Convert the applySpecular function to SIMD (i.e. perform this for 8 lights and produce 8 colours).

Create a normal non-SIMD applyDiffuse function that has applyCheckboard, applyCircles, and applyWood functions manually inlined before attempting the conversion to SIMD.

Convert this new applyDiffuse function to SIMD (i.e. perform this for 8 lights and produce 8 colours).

Convert the applyLighting function to SIMD (i.e. handle multiple lights simultaneously).

NOTE: the call to isInShadow is not suitable for SIMD conversion, so a simple for loop that repeatedly calls the function and stores each result in turn in a SIMD vector is acceptable.

Determine what parts of within the main loop in applyLighting are the same regardless of where the light is, and move these calculations outside the loop (i.e. so they are only calculated once). This step involves thinking about the loop itself and the functions that it calls.

Missing Mathematical Functions

There are no definitions of a few needed mathematical functions in the AVX/AVX2 instruction sets:

The powf function, as used in the applySpecular function in Lighting.cpp.

The sinf and cosf functions, as used in the applyWood function in Texture.cpp.

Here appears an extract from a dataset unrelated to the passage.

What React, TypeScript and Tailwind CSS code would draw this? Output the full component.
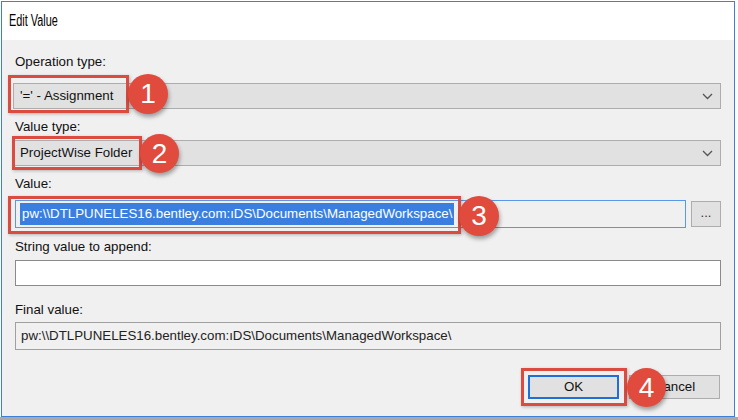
import React from "react";

const FONT = { fontFamily: '"Liberation Sans", Arial, sans-serif' };

function Chevron() {
  return (
    <svg width="11" height="7" viewBox="0 0 11 7" className="shrink-0">
      <polyline points="1,1 5.5,5.5 10,1" fill="none" stroke="#555" strokeWidth="1.3" />
    </svg>
  );
}

function Select({ value }: { value: string }) {
  return (
    <div className="h-[26px] flex items-center justify-between border border-[#adadad] bg-[#e1e1e1] pl-[6px] pr-[7px]">
      <span className="text-[13.3px] text-[#111]">{value}</span>
      <Chevron />
    </div>
  );
}

function Label({ text, className }: { text: string; className: string }) {
  return <div className={`pl-[2px] text-[13.3px] leading-[16px] text-[#111] ${className}`}>{text}</div>;
}

function Callout({ n, className }: { n: number; className: string }) {
  return (
    <div
      className={`absolute rounded-full bg-[#e04b3e] text-white flex items-center justify-center text-[28px] shadow-[1px_3px_4px_rgba(0,0,0,0.35)] ${className}`}
    >
      {n}
    </div>
  );
}

const PATH = "pw:\\\\DTLPUNELES16.bentley.com:\u0131DS\\Documents\\ManagedWorkspace\\";

export default function App() {
  return (
    <div className="relative w-[738px] h-[420px] bg-white overflow-hidden" style={FONT}>
      <div className="ml-[1px] mt-[1px] w-[734px] h-[416px] border border-[#3d7fd9] flex flex-col">
        {/* title bar */}
        <div className="h-[38px] bg-white flex items-center pl-[7px]">
          <span className="inline-block text-[16px] text-black origin-left scale-x-[0.68]">Edit Value</span>
        </div>

        {/* body */}
        <div className="flex-1 bg-[#f0f0f0] pl-[11px] pr-[13px] flex flex-col">
          <Label text="Operation type:" className="mt-[14px]" />
          <div className="mt-[13px]">
            <Select value="'=' - Assignment" />
          </div>

          <Label text="Value type:" className="mt-[10px]" />
          <div className="mt-[5px]">
            <Select value="ProjectWise Folder" />
          </div>

          <Label text="Value:" className="mt-[10px]" />
          <div className="mt-[8px] flex items-center gap-[5px] pl-[2px]">
            <div className="flex-1 h-[28px] border border-[#5b97e8] bg-[#f0f0f0] flex items-center pl-[4px]">
              <span className="bg-[#3a7fdf] text-white text-[13.3px] leading-[22px] px-[2px]">{PATH}</span>
            </div>
            <div className="w-[30px] h-[26px] border border-[#adadad] bg-[#e1e1e1] flex items-center justify-center text-[13px] text-[#333] pb-[2px]">
              ...
            </div>
          </div>

          <Label text="String value to append:" className="mt-[11px]" />
          <div className="mt-[5px] ml-[2px] h-[26px] border border-[#8a8a8a] bg-white" />

          <Label text="Final value:" className="mt-[16px]" />
          <div className="mt-[4px] ml-[2px] h-[28px] border border-[#a0a0a0] bg-[#f0f0f0] flex items-center pl-[5px]">
            <span className="text-[13.3px] text-[#222]">{PATH}</span>
          </div>

          <div className="mt-[25px] flex justify-end gap-[10px] pr-[1px]">
            <div className="w-[91px] h-[24px] border-2 border-[#1f6fd6] bg-[#e1e1e1] flex items-center justify-center text-[13.3px] text-[#111]">
              OK
            </div>
            <div className="w-[91px] h-[24px] border border-[#adadad] bg-[#e1e1e1] flex items-center justify-center text-[13.3px] text-[#111]">
              Cancel
            </div>
          </div>
        </div>
      </div>
      <div className="h-[3px] bg-[#a9a9a9]" />

      {/* annotation boxes */}
      <div className="absolute left-[8px] top-[75px] w-[121px] h-[38px] border-[3px] border-[#dc4b40] shadow-[1px_1px_3px_rgba(0,0,0,0.25)]" />
      <div className="absolute left-[12px] top-[136px] w-[130px] h-[34px] border-[3px] border-[#dc4b40] shadow-[1px_1px_3px_rgba(0,0,0,0.25)]" />
      <div className="absolute left-[8px] top-[196px] w-[453px] h-[38px] border-[3px] border-[#dc4b40] shadow-[1px_1px_3px_rgba(0,0,0,0.25)]" />
      <div className="absolute left-[521px] top-[368px] w-[106px] h-[38px] border-[3px] border-[#dc4b40] shadow-[1px_1px_3px_rgba(0,0,0,0.25)]" />

      {/* numbered callouts */}
      <Callout n={1} className="left-[128px] top-[74px] w-[40px] h-[40px]" />
      <Callout n={2} className="left-[140px] top-[134px] w-[39px] h-[39px]" />
      <Callout n={3} className="left-[459px] top-[196px] w-[40px] h-[40px]" />
      <Callout n={4} className="left-[627px] top-[368px] w-[39px] h-[39px]" />
    </div>
  );
}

Definitions for these functions can either be sourced from:

The SVML api — if your processor / compiler supports them (e.g. _mm256_sin_ps).

By writing your own function that just calls the scalar function (e.g. sinf) 8 times for each slot in the vector.

Hints / Tips

All the hints/tips from the stages 1–3 apply here (i.e. complete this in small steps, use 8x8 images as tests, use a lot of printfs, etc.).

You have to change complex conditional control structures (e.g. continues, switch statements, etc.) into SIMD code. It's easier to do this using scalar code first, and then check your work, before attempting SIMD conversion.

You may find it helpful to define some helper classes similar to Vector8 to aid with the completion of this step, e.g. Colour8 (and maybe even Ray8). Also in a similar fashion to Vector8, defining useful operators can help with translation and code readability.

These stages are much more work than Stages 1–3 and they are worth less marks. Decide if you think it's worth it.